Yes, over ten years ago Behringer's large mixing consoles had marginal or
inadequate power supplies. Smart audio engineers bought them anyway and
first thing ripped out the power supplies, put in a socket, and added an
external supply to feed the necessary DC power to the mixer. The last two
generations of Behringer mixers have been flawless. Quantum theoretical
levels of self-noise, no measurable distortion (on very high end test
equipment), and rock solid reliability even in educational settings.

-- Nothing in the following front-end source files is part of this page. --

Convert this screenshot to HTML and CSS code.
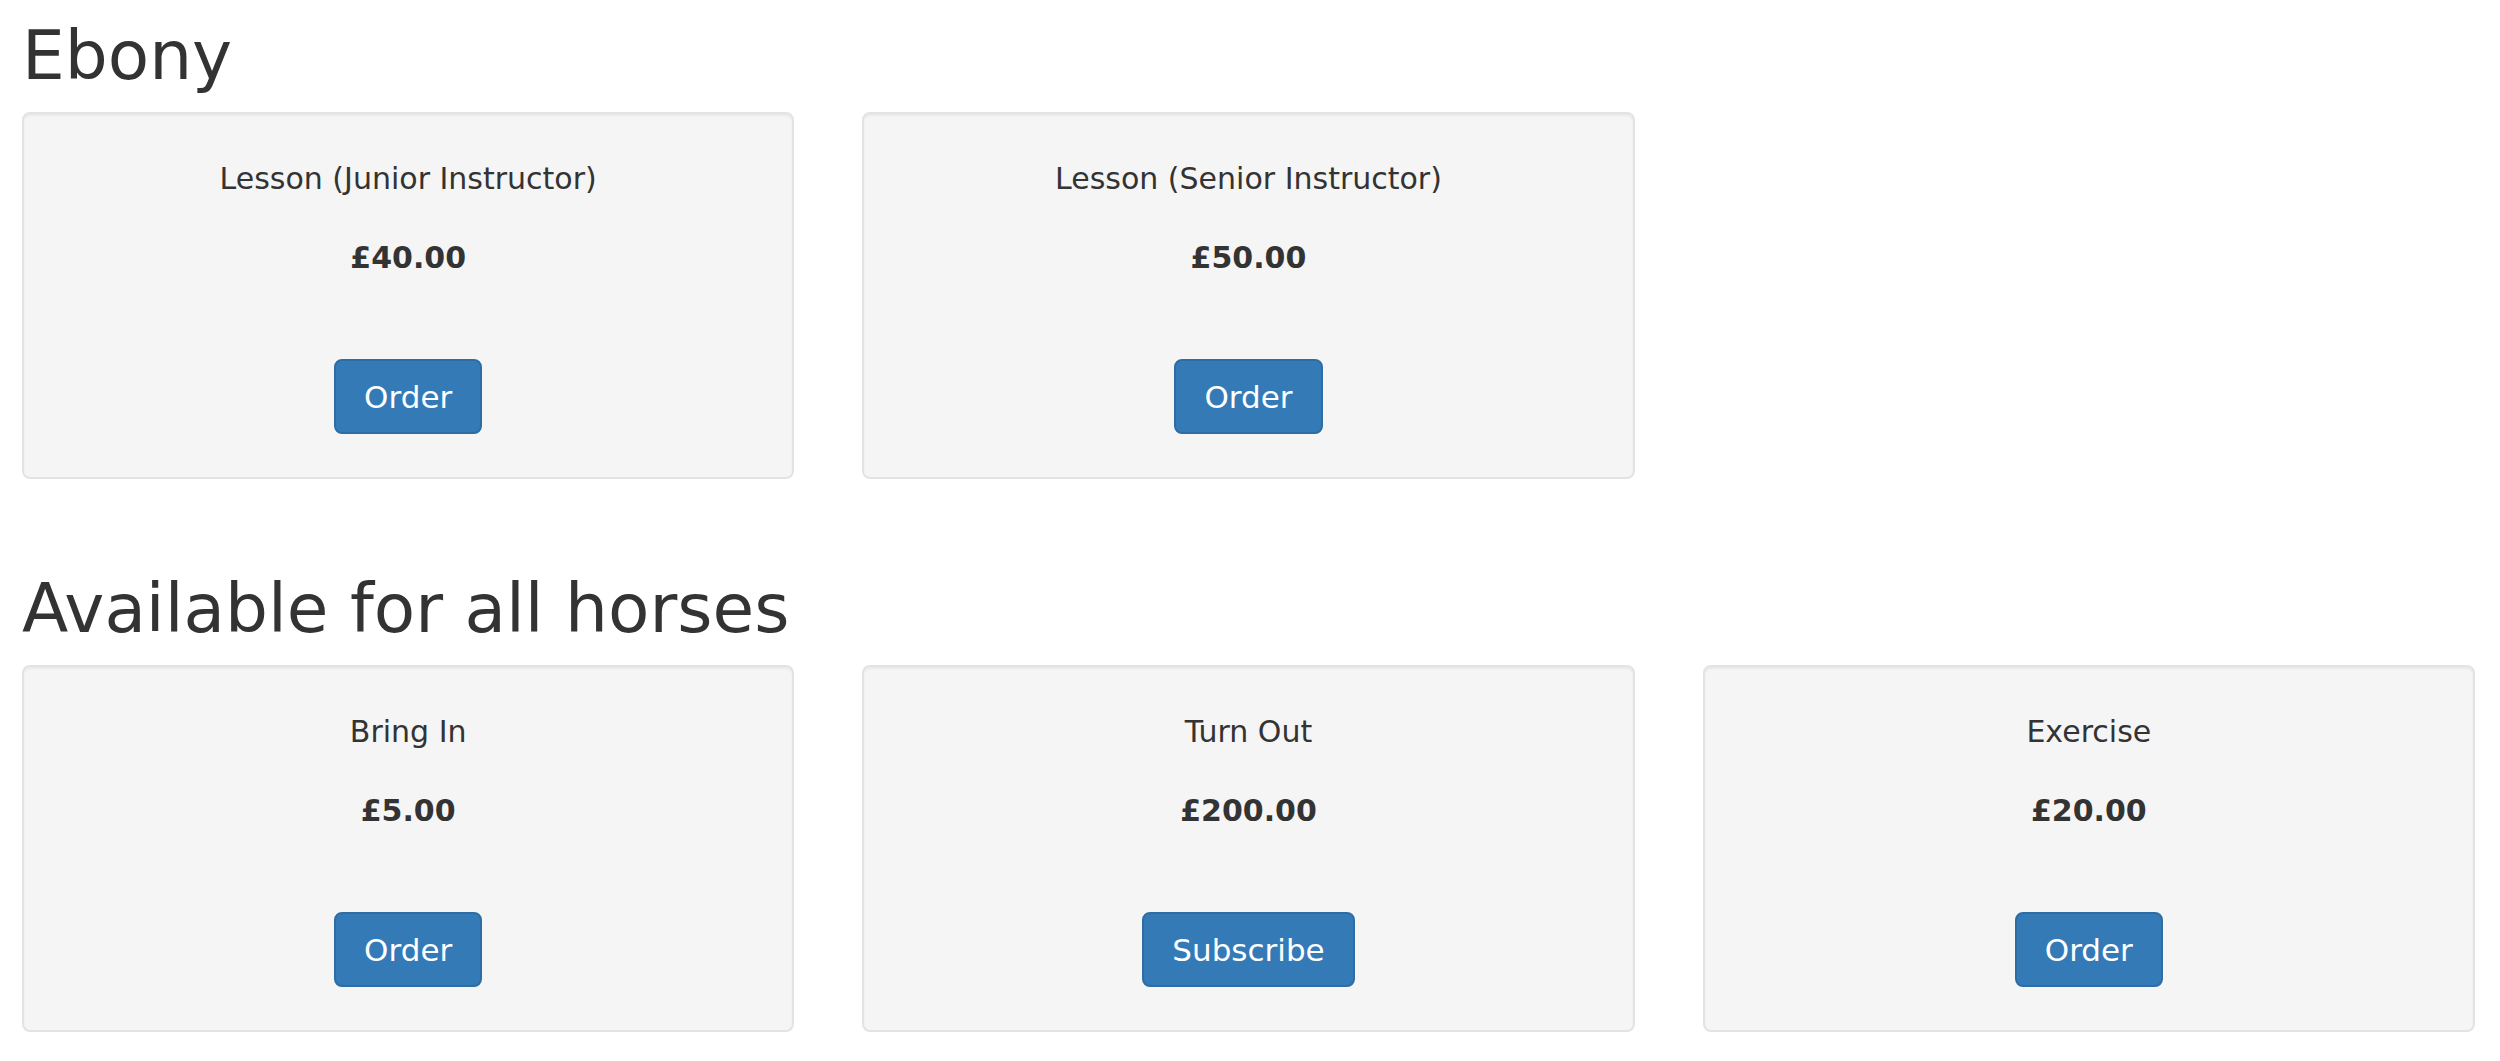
FILE: index.html
```html
<!DOCTYPE html>
<html>

<head>
    <meta charset="utf-8" />
    <title>Services</title>
    <meta name="viewport" content="width=device-width, initial-scale=1">
    <link rel="stylesheet" href="styles.css">
</head>

<body>
    <!-- horse specific services -->
    <div class="section">
        <h1 class="section-title">Ebony</h1>
        <div class="products">
            <div class="well">
                <p class="product-name">Lesson (Junior Instructor)</p>
                <p class="product-price">£40.00</p>
                <button type="button" class="btn">Order</button>
            </div>
            <div class="well">
                <p class="product-name">Lesson (Senior Instructor)</p>
                <p class="product-price">£50.00</p>
                <button type="button" class="btn">Order</button>
            </div>
        </div>
    </div>

    <!-- generic services -->
    <div class="section">
        <h1 class="section-title">Available for all horses</h1>
        <div class="products">
            <div class="well">
                <p class="product-name">Bring In</p>
                <p class="product-price">£5.00</p>
                <button type="button" class="btn">Order</button>
            </div>
            <div class="well">
                <p class="product-name">Turn Out</p>
                <p class="product-price">£200.00</p>
                <button type="button" class="btn">Subscribe</button>
            </div>
            <div class="well">
                <p class="product-name">Exercise</p>
                <p class="product-price">£20.00</p>
                <button type="button" class="btn">Order</button>
            </div>
        </div>
    </div>
</body>

</html>
```

FILE: styles.css
```css
body {
    margin: 0;
    padding: 18px 25px 0 22px;
    font-family: "DejaVu Sans", Verdana, sans-serif;
    color: #333;
    background: #fff;
}

.section {
    margin-bottom: 92px;
}

.section:last-child {
    margin-bottom: 0;
}

.section-title {
    margin: 0 0 19px;
    font-size: 67.7px;
    font-weight: normal;
    line-height: 75px;
}

.products {
    display: grid;
    grid-template-columns: repeat(3, 1fr);
    column-gap: 68px;
}

.well {
    padding: 45px 20px 43px;
    background: #f5f5f5;
    border: 2px solid #e3e3e3;
    border-radius: 8px;
    box-shadow: inset 0 2px 2px rgba(0, 0, 0, .05);
    text-align: center;
}

.product-name {
    margin: 0 0 39px;
    font-size: 30px;
    line-height: 40px;
}

.product-price {
    margin: 0 0 81px;
    font-size: 30px;
    font-weight: bold;
    line-height: 40px;
}

.btn {
    display: inline-block;
    margin: 0;
    padding: 12.5px 28px;
    font-family: inherit;
    font-size: 31px;
    line-height: 46px;
    color: #fff;
    background: #337ab7;
    border: 2px solid #2e6da4;
    border-radius: 8px;
    vertical-align: top;
}
```
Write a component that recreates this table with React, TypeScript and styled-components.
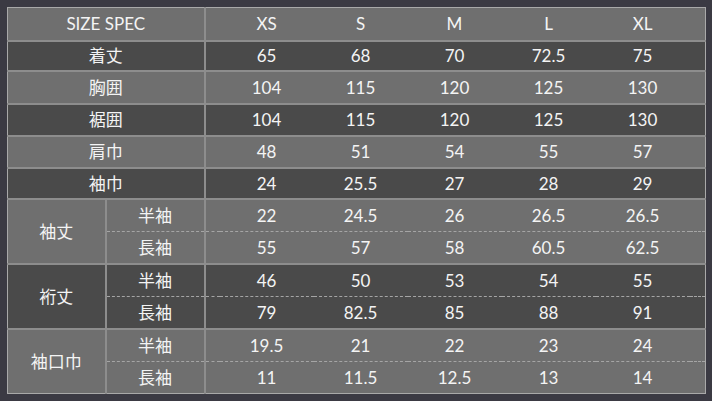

Behringer products, from the past six years or so, have little if any
internal
resemblance to the competition. Different chips, different circuits, and
very clever original internal layouts. On the other hand, the internals
of most of their competitors looks pretty much the same - standard
off-the-shelf IC's, pots built into the circuit boards, capacitors of the
day, etc.
I'm not actually a fan but I think a lot of people round here make a big
deal out of Behringer products which doesn't meet the experience we have
on this side of the pond of using them. However it may just be that we get
better quality Behringer products on our side of the pond. Maybe it's a
supply chain issue or maybe it's something to do with the stockists.
Anyway I don't sell mass manufactured audio hardware in a chain of stores
so I don't have the stats to say if Behringer products have a higher
failure rate or return rate than other manufacturers.